Из объяснений, которые Горький дает Ходасевичу, понятно, что никому там в Москве не нужны ни «возвращенцы», ни «лояльность» лучиста Ларионова со товарищи, а нужны жесты, свидетельствующие о всеобщей симпатии к Советам, о сочувствии всех — даже «белой» эмиграции — новому, народному режиму, который уже не тот, что был в 1918–1919 годах, уже переродился и «гуманизировался». А зачем нужны были режиму эта симпатия, этот новый «имидж»? Горький объяснил — нужны «отношения с Европой», нужна торговля, нужны кредиты… Надо восстановить промышленность, армию, а вот уж тогда…
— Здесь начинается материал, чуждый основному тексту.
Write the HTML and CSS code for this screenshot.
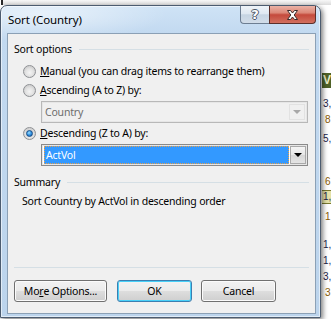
FILE: index.html
```html
<!DOCTYPE html>
<html>
<head>
<meta charset="utf-8">
<title>Sort (Country)</title>
<link rel="stylesheet" href="styles.css">
</head>
<body>
<div class="sheet">
  <div class="sheet-top"></div>
  <div class="sheet-body">
    <div class="sheet-gap"></div>
    <div class="sheet-col">
      <div class="sp sp68"></div>
      <div class="cell hdr">V</div>
      <div class="sp sp8"></div>
      <div class="cell">3,</div>
      <div class="cell num-o">8</div>
      <div class="sp sp3"></div>
      <div class="cell">5,</div>
      <div class="sp sp27"></div>
      <div class="cell num-o">6</div>
      <div class="cell sel">1,</div>
      <div class="sp sp5"></div>
      <div class="cell num-o">1</div>
      <div class="sp sp12"></div>
      <div class="cell">1,</div>
      <div class="cell">1,</div>
      <div class="cell">3,</div>
      <div class="cell num-o">3</div>
    </div>
  </div>
</div>

<div class="window">
  <div class="titlebar">
    <span class="title">Sort (Country)</span>
    <div class="caption-btns">
      <div class="cbtn help"><span class="q">?</span></div>
      <div class="cbtn close">
        <svg width="15" height="12" viewBox="0 0 15 12">
          <path d="M2.5 1.5 H5.5 L7.5 4 L9.5 1.5 H12.5 L9.2 6 L12.5 10.5 H9.5 L7.5 8 L5.5 10.5 H2.5 L5.8 6 Z" fill="#fff" stroke="#3a2a2a" stroke-width="1" stroke-linejoin="round"/>
        </svg>
      </div>
    </div>
  </div>
  <div class="client">
    <div class="group-h first"><span>Sort options</span><i class="rule"></i></div>
    <div class="radio-row manual"><span class="radio"></span><span class="lbl"><u>M</u>anual (you can drag items to rearrange them)</span></div>
    <div class="radio-row"><span class="radio"></span><span class="lbl"><u>A</u>scending (A to Z) by:</span></div>
    <div class="combo disabled">
      <div class="combo-text">Country</div>
      <div class="combo-btn"><i class="arrow"></i></div>
    </div>
    <div class="radio-row"><span class="radio checked"></span><span class="lbl"><u>D</u>escending (Z to A) by:</span></div>
    <div class="combo active">
      <div class="combo-text"><span class="hl">ActVol</span></div>
      <div class="combo-btn"><i class="arrow"></i></div>
    </div>
    <div class="group-h summary-h"><span>Summary</span><i class="rule"></i></div>
    <div class="summary">Sort Country by ActVol in descending order</div>
    <div class="separator"></div>
    <div class="buttons">
      <div class="btn more">Mo<u>r</u>e Options...</div>
      <div class="btn ok">OK</div>
      <div class="btn cancel">Cancel</div>
    </div>
  </div>
</div>
</body>
</html>
```

FILE: styles.css
```css
* { box-sizing: border-box; }
html, body { margin: 0; padding: 0; }
body {
  width: 331px;
  height: 319px;
  overflow: hidden;
  position: relative;
  background: #ffffff;
  font-family: "Noto Sans", "Open Sans", sans-serif;
  font-size: 10.5px;
  letter-spacing: -0.2px;
  color: #000;
}

/* background spreadsheet */
.sheet { width: 331px; height: 319px; display: flex; flex-direction: column; }
.sheet-top {
  height: 5px;
  background: linear-gradient(#f7f7f7, #dcdcdc);
  border-left: 2px solid #2a2a2a;
  margin-left: 1px;
}
.sheet-body { flex: 1; display: flex; }
.sheet-gap { width: 322px; }
.sheet-col {
  width: 9px;
  display: flex;
  flex-direction: column;
  overflow: hidden;
  font-family: "Liberation Sans", Arial, sans-serif;
  font-size: 10px;
  letter-spacing: 0;
  color: #1d1d4a;
}
.sp68 { height: 68px; }
.sp8 { height: 8px; }
.sp3 { height: 3px; }
.sp27 { height: 27px; }
.sp5 { height: 5px; }
.sp12 { height: 12px; }
.cell { height: 16px; line-height: 16px; padding-left: 1px; white-space: nowrap; }
.cell.num-o { color: #8a5a00; padding-left: 3px; }
.cell.hdr {
  height: 15px;
  line-height: 15px;
  background: #4f6228;
  color: #e8ecc8;
  font-weight: bold;
  font-size: 12px;
}
.cell.sel { background: #e4e2a8; border-top: 1px solid #7a7a30; border-bottom: 1px solid #7a7a30; height: 14px; line-height: 12px; }

/* dialog window */
.window {
  position: absolute;
  left: 0;
  top: 5px;
  width: 321px;
  height: 313px;
  border: 1px solid #4c5c70;
  border-radius: 7px 7px 0 0;
  padding: 0 4px 3px 6px;
  display: flex;
  flex-direction: column;
  background:
    radial-gradient(ellipse 180px 40px at 40px 8px, rgba(255,255,255,0.55), rgba(255,255,255,0) 70%),
    linear-gradient(to bottom, #cfe3f6 0px, #c2d9f0 28px, #bcd4ec 100%);
  box-shadow: inset 0 0 0 1px rgba(255,255,255,0.55), 2px 2px 5px rgba(0,0,0,0.5);
}

.titlebar {
  height: 27px;
  display: flex;
  align-items: flex-start;
  justify-content: space-between;
}
.title {
  padding-left: 1px;
  padding-top: 6px;
  font-size: 11.5px;
  letter-spacing: -0.1px;
  line-height: 16px;
  color: #000;
}
.caption-btns { display: flex; }
.cbtn {
  height: 18px;
  display: flex;
  align-items: center;
  justify-content: center;
}
.help {
  width: 29px;
  border: 1px solid #6d7e92;
  border-top: none;
  border-right: none;
  border-radius: 0 0 0 4px;
  background: linear-gradient(#eef3f8 0%, #dfe8f1 45%, #c6d4e2 52%, #d2dde9 100%);
}
.q {
  font-family: "DejaVu Sans", sans-serif;
  font-weight: bold;
  font-size: 13px;
  letter-spacing: 0;
  color: #fff;
  line-height: 13px;
  text-shadow: 1px 0 0 #4a5666, -1px 0 0 #4a5666, 0 1px 0 #4a5666, 0 -1px 0 #4a5666;
}
.close {
  width: 47px;
  border: 1px solid #5c2f2a;
  border-top: none;
  border-radius: 0 0 4px 0;
  background: linear-gradient(#eab2a6 0%, #dc8878 40%, #c54a3c 52%, #d2705f 100%);
}

/* client area */
.client {
  flex: 1;
  background: #f0f0f0;
  border: 1px solid #8ba0b5;
  padding: 0 6px 11px 6px;
  display: flex;
  flex-direction: column;
}
.group-h {
  height: 16px;
  display: flex;
  align-items: center;
}
.group-h.first { margin-top: 7px; }
.group-h.summary-h { margin-top: 8px; }
.rule {
  flex: 1;
  height: 1px;
  background: #d5dfe5;
  margin-left: 7px;
}
.radio-row {
  height: 18px;
  display: flex;
  align-items: center;
  padding-left: 9px;
  margin-top: 1px;
}
.radio-row.manual { margin-top: 5px; }
.radio {
  width: 13px;
  height: 13px;
  border-radius: 50%;
  border: 1px solid #8e9094;
  background: radial-gradient(circle at 50% 60%, #f4f4f4 0%, #e2e2e2 45%, #d0d0d0 70%, #f6f6f6 100%);
  margin-right: 4px;
  display: flex;
  align-items: center;
  justify-content: center;
  flex: none;
}
.radio.checked::after {
  content: "";
  width: 7px;
  height: 7px;
  border-radius: 50%;
  background: radial-gradient(circle at 40% 35%, #9fe0ff 0%, #3a9ae6 45%, #0d52a6 100%);
  border: 1px solid #174d86;
  box-sizing: border-box;
}
u { text-decoration: underline; text-underline-offset: 1px; }

.combo {
  margin-left: 27px;
  margin-top: 2px;
  width: 267px;
  height: 22px;
  border: 1px solid #a6a6a6;
  box-shadow: inset 0 0 0 1px #e6e6e6;
  padding: 2px;
  display: flex;
}
.combo.disabled { background: #f0f0f0; border-color: #b8b8b8; }
.combo.active { background: #ffffff; border-color: #8a8a8a; padding: 1px; }
.combo-text {
  flex: 1;
  display: flex;
  align-items: center;
  padding-left: 1px;
}
.combo.disabled .combo-text { color: #6d6d6d; }
.hl {
  flex: 1;
  height: 18px;
  line-height: 16px;
  background: #3399ff;
  color: #fff;
  border: 1px dotted #e8a048;
  padding-left: 1px;
}
.combo-btn {
  width: 16px;
  display: flex;
  align-items: center;
  justify-content: center;
}
.combo.disabled .combo-btn { border: 1px solid #e2e2e2; }
.combo.active .combo-btn {
  margin-left: 1px;
  border: 1px solid #a9a9a9;
  background: linear-gradient(#f4f4f4 0%, #e6e6e6 50%, #d6d6d6 51%, #e4e4e4 100%);
}
.arrow {
  width: 0;
  height: 0;
  border-left: 4px solid transparent;
  border-right: 4px solid transparent;
  border-top: 4px solid #000;
}
.combo.disabled .arrow { border-top-color: #a8a8a8; }

.summary {
  height: 16px;
  line-height: 16px;
  margin-top: 3px;
  padding-left: 8px;
}
.separator {
  height: 1px;
  margin-top: 58px;
  background: #d5dfe5;
}
.buttons {
  margin-top: 12px;
  display: flex;
}
.btn {
  height: 22px;
  border: 1px solid #707070;
  border-radius: 3px;
  background: linear-gradient(#f2f2f2 0%, #ebebeb 48%, #dddddd 52%, #cfcfcf 100%);
  box-shadow: inset 0 0 0 1px #fbfbfb;
  display: flex;
  align-items: center;
  justify-content: center;
}
.btn.more { width: 93px; }
.btn.ok {
  width: 75px;
  margin-left: 10px;
  border-color: #3c7fb1;
  box-shadow: inset 0 0 0 1px #48d0f8;
}
.btn.cancel { width: 75px; margin-left: 9px; }
```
Итак, стоило аукнуть Феликсу Эдмундовичу, как посыпались отклики. Искусствовед («в штатском») П. П. Сувчинский сообщил в том же 1925-м о последнем открытии левоевразийской мысли: «…все, что противопоставляется коммунистической системе миросозерцания и действий, отмечается характером необычайной элементарности и провинциальности… Нужно очень продумать самый факт русской коммунистической партии в ее нынешнем виде и причины ее укрепления…».